En résumé, les corridas à Bayonne attirent année après année de moins en moins de monde pour un résultat financier qui reste très largement négatif depuis 2006. Aux frais des contribuables bayonnais, bien entendu.

Les fêtes de Bayonne : 1 million de personnes, dont 96% ne vont pas aux corridas

On l’a souvent souligné : il ne faut pas confondre férias et corridas, comme se plaisent à le faire les aficionados pour tenter de faire croire que le succès des premières repose sur celui des secondes et qu’il est donc primordial de ne pas supprimer les corridas, sinon les férias s’écrouleraient. Un mensonge grossier de plus, bien entendu.

Les férias de Bayonne sont entièrement financées par la ville. Ce sont les commerçants qui en touchent les bénéfices et c’est très bien – le but de subventions utilisées de façon saine, c’est de dynamiser l’économie locale.

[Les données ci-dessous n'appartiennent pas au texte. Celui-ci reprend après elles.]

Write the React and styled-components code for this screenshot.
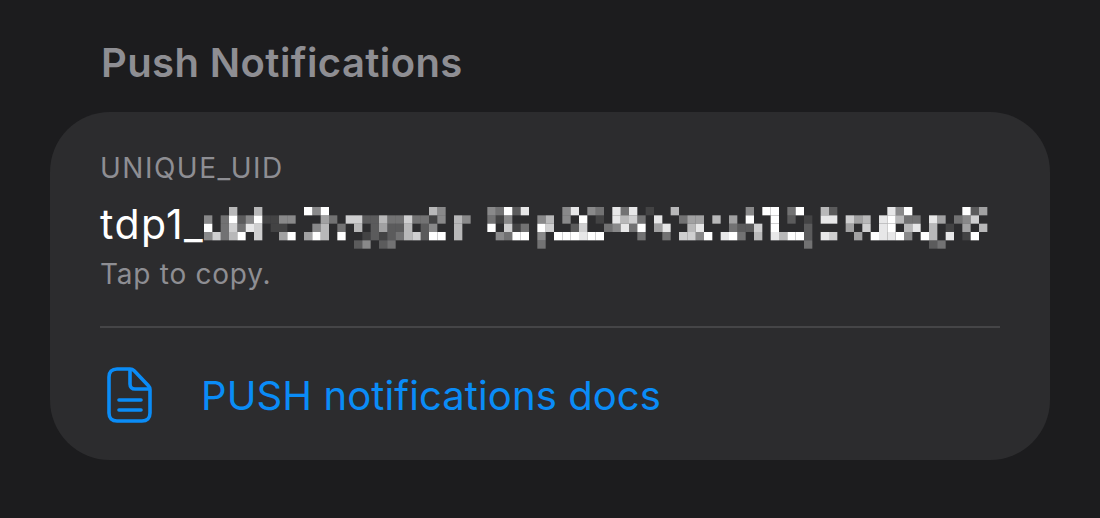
import React from 'react';
import styled, { createGlobalStyle } from 'styled-components';

const GlobalStyle = createGlobalStyle`
  html, body {
    margin: 0;
    padding: 0;
    background: #1c1c1e;
  }
  body {
    font-family: Inter, "Liberation Sans", sans-serif;
  }
`;

const Page = styled.div`
  width: 1100px;
  height: 518px;
  padding: 40px 50px 0;
  box-sizing: border-box;
  background: #1c1c1e;
  overflow: hidden;
`;

const SectionTitle = styled.h2`
  margin: 0 0 27px 51px;
  font-size: 40px;
  line-height: 45px;
  font-weight: 600;
  letter-spacing: 0.4px;
  color: #8e8e93;
`;

const Card = styled.section`
  height: 348px;
  border-radius: 60px;
  background: #2c2c2e;
  padding: 39px 50px 0;
  box-sizing: border-box;
`;

const Label = styled.div`
  font-size: 28px;
  line-height: 34px;
  letter-spacing: 1.5px;
  color: #8e8e93;
`;

const UidRow = styled.div`
  display: flex;
  align-items: flex-start;
  height: 56px;
  margin-top: 11px;
`;

const UidText = styled.span`
  font-size: 41px;
  line-height: 56px;
  letter-spacing: 1.4px;
  color: #fff;
`;

const Mosaic = styled.svg`
  display: block;
  flex: none;
  margin-top: 11px;
`;

const Hint = styled.div`
  margin-top: 5px;
  font-size: 28px;
  line-height: 34px;
  letter-spacing: 0.75px;
  color: #8e8e93;
`;

const Divider = styled.hr`
  margin: 35px 0 0;
  border: 0;
  height: 2px;
  background: #454547;
`;

const DocsLink = styled.a`
  display: flex;
  align-items: center;
  height: 132px;
  padding-top: 2px;
  box-sizing: border-box;
  color: #0a8cf7;
  font-size: 40px;
  letter-spacing: 0.1px;
  text-decoration: none;
`;

const DocIcon = styled.svg`
  flex: none;
  margin: 0 49px 0 6px;
`;

// col:level pairs for each row of the blurred part of the uid
const mosaicRows = [
  '3:6 6:6 12:9 13:4 14:9 27:6 28:4 34:4 35:3 36:9 37:2 38:8 43:4 44:8 46:4 47:3 49:8 50:3 51:8 53:1 56:6 65:4 67:9 68:9 70:3 71:9 74:6 75:2 82:8 83:4 84:9 91:9 92:2 93:5',
  '0:4 2:3 3:9 4:2 5:4 6:9 7:1 8:1 9:4 10:4 14:5 15:3 17:7 18:7 19:2 20:2 21:6 22:3 23:3 24:7 25:3 26:3 27:1 28:4 30:6 31:4 34:3 35:1 36:4 40:4 41:6 43:4 45:9 47:1 49:8 50:6 51:7 52:3 54:8 57:3 58:5 59:5 61:6 63:5 65:9 68:9 70:2 72:1 74:8 75:8 77:7 78:5 79:6 81:8 82:9 83:6 84:3 85:3 87:8 88:5 90:3 91:4 92:7',
  '0:9 2:3 3:7 4:3 5:8 6:7 8:1 9:1 13:4 14:6 16:3 18:6 20:2 21:5 22:2 23:2 24:6 26:2 27:4 30:6 34:9 36:7 37:1 38:3 40:9 41:7 44:2 45:7 48:3 49:4 50:8 51:3 52:9 54:5 55:8 58:6 59:8 63:3 64:2 65:2 66:7 68:9 72:2 77:5 79:7 81:8 82:9 84:6 85:8 87:6 89:1 91:5 93:6',
  '0:4 1:7 2:3 3:6 4:9 6:7 9:5 10:9 12:5 13:9 14:6 16:9 19:1 20:2 21:1 22:2 23:3 24:6 25:7 26:2 27:9 28:9 30:6 35:4 36:3 37:9 38:9 40:4 42:9 43:9 44:9 45:8 46:9 47:9 52:3 55:3 57:7 58:7 59:4 60:9 62:8 63:9 64:3 66:6 68:8 69:6 70:9 71:9 72:2 74:8 75:7 78:5 80:9 81:8 82:8 83:9 84:4 86:9 87:6 89:8 91:1 92:9',
  '18:2 19:4 21:2 22:3 40:3 72:3 87:2 88:3',
];

const CELL = 25 / 3;

const BlurredUid = () => (
  <Mosaic width="786" height="42" viewBox="0 0 786 42" aria-hidden="true">
    {mosaicRows.map((row, y) =>
      row.split(' ').map((cell) => {
        const [x, level] = cell.split(':').map(Number);
        return (
          <rect
            key={`${y}-${x}`}
            x={x * CELL}
            y={y * CELL}
            width={CELL}
            height={CELL}
            fill="#fff"
            opacity={level / 9}
          />
        );
      })
    )}
  </Mosaic>
);

const App = () => (
  <>
    <GlobalStyle />
    <Page>
      <SectionTitle>Push Notifications</SectionTitle>
      <Card>
        <Label>UNIQUE_UID</Label>
        <UidRow>
          <UidText>tdp1_</UidText>
          <BlurredUid />
        </UidRow>
        <Hint>Tap to copy.</Hint>
        <Divider />
        <DocsLink href="#">
          <DocIcon width="46" height="58" viewBox="0 0 46 58" fill="none" stroke="currentColor" strokeWidth="3.6" strokeLinecap="round" strokeLinejoin="round">
            <path d="M11 3h13c1.600 0 3 .6 4.200 1.800l14 14.600c1.200 1.200 1.800 2.600 1.800 4.200V47c0 5-3 8-8 8H11c-5 0-8-3-8-8V11c0-5 3-8 8-8z" />
            <path d="M24 4v14c0 3 2 5 5 5h14" />
            <path d="M13 34h22M13 44h22" />
          </DocIcon>
          PUSH notifications docs
        </DocsLink>
      </Card>
    </Page>
  </>
);

export default App;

En revanche, les corridas constituent non seulement une charge importante sur le budget de Bayonne mais elles n’ont aucune justification économique ou touristique puisqu’elles n’intéressent que 3 à 4% de la foule qui vient aux férias (en supposant que chaque spectateur n’assiste qu’à une seule corrida, ce qui est peu probable).

Bayonne est ainsi dans une situation identique à celle des autres grandes villes taurines : pour un million de fêtards, seuls quelques milliers sont là pour voir des taureaux agoniser, pendant que 96% des gens ne mettent jamais les pieds dans les arènes. Même gratuitement.

Il est plus que temps d’en finir avec ces spectacles sanglants et morbides importés d’Espagne. Leur survivance répugnante ne repose que sur des leurres, des tromperies, des mensonges.